L'être humain n'agit jamais en dehors de la nature ni des causes qui traversent le monde. Si nous comprenons ces causes, nous pouvons agir sur elles. Le récit devient alors un instrument d'explicitation : il permet de dire « voilà ce qui s'est passé, voilà comment nous allons le raconter, voilà où se trouvent les leviers d'action ». Cette démarche crée les conditions d'une action lucide et efficace. Le récit établit ainsi un lien direct entre vérité, compréhension et possibilité d'agir. Il y a un lien entre le récit, la vérité et l'action.
Point commun : Est-ce que vous voyez émerger de nouveaux méta-récits ?

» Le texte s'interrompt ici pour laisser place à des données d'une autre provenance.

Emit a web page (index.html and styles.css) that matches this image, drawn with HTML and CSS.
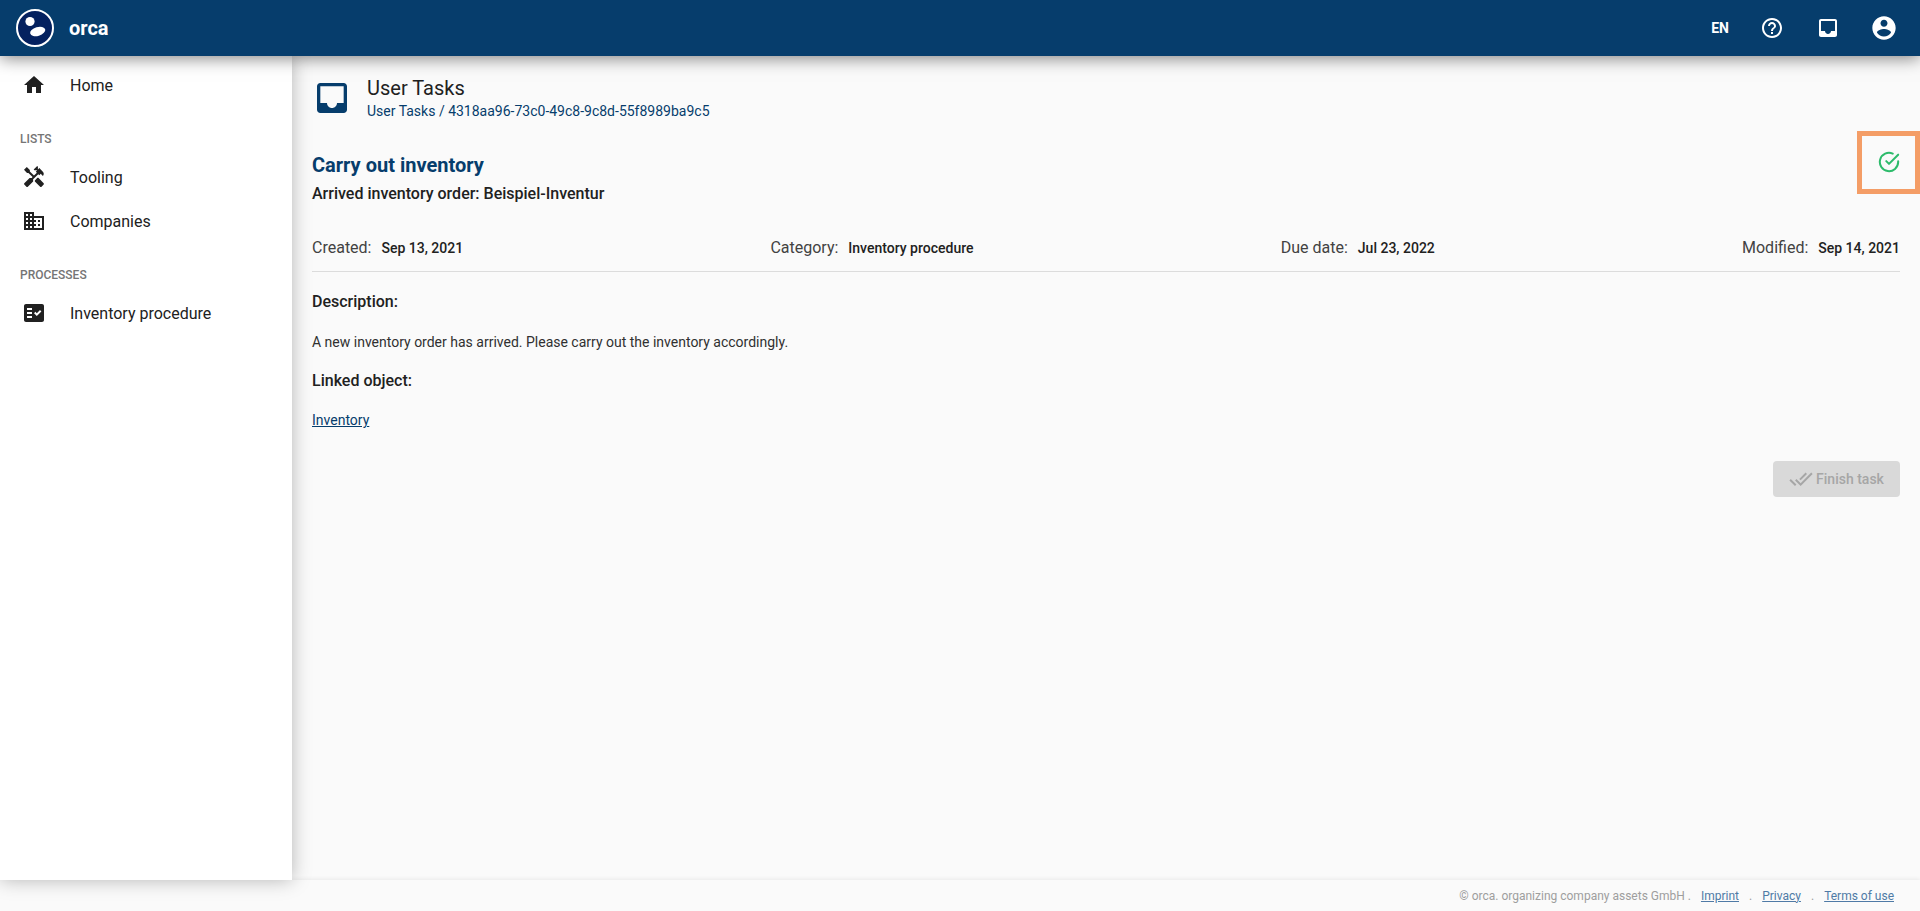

Emma Carenini : La question écologique pourrait constituer l'exemple le plus évident, mais elle révèle une transformation inquiétante. Contrairement aux époques antérieures qui produisaient des utopies (de Thomas More à Tommaso Campanella), notre époque semble incapable de concevoir des sociétés idéales désirables. L'imaginaire utopique a cédé la place aux dystopies, ces récits d'effondrement et de catastrophe. Cette mutation affecte également les méta-récits contemporains. Le récit écologique dominant présente l'humanité comme engagée sur une trajectoire de destruction. Ce méta-récit, bien que fondé sur des réalités tangibles, manque de cette dimension positive et mobilisatrice qui caractérisait les grands récits collectifs du passé. Nous assistons peut-être à l'émergence de méta-récits structurellement pessimistes, ce qui pose la question de leur capacité à susciter l'engagement et l'action collective.
Avec l'IA, l'enjeu dépasse la prolifération des récits artificiels : il concerne la capacité des sociétés humaines à conserver la maîtrise de leur propre production symbolique.
Point commun : Aujourd’hui il y a un autre acteur dans la construction des récits : l’IA
Emma Carenini : L'intelligence artificielle introduit effectivement une rupture majeure dans l'économie narrative. Elle constitue une force génératrice de textes qui colonise progressivement l'espace narratif, s'alimentant de l'ensemble des contenus disponibles sur internet. Nous assistons à l'émergence d'un écosystème où les histoires sont produites par l'IA, relues par l'IA, puis résumées pour la consommation humaine.
Cette évolution conduit certains observateurs à formuler l'hypothèse du dead internet : un réseau où l'intégralité des contenus – récits, discours, productions symboliques – serait générée par des algorithmes. Au-delà de la simple concurrence entre récits, cette situation pose la question de la captation de l'imaginaire humain par des dispositifs techniques. L'enjeu dépasse la prolifération des récits artificiels : il concerne la capacité des sociétés humaines à conserver la maîtrise de leur propre production symbolique.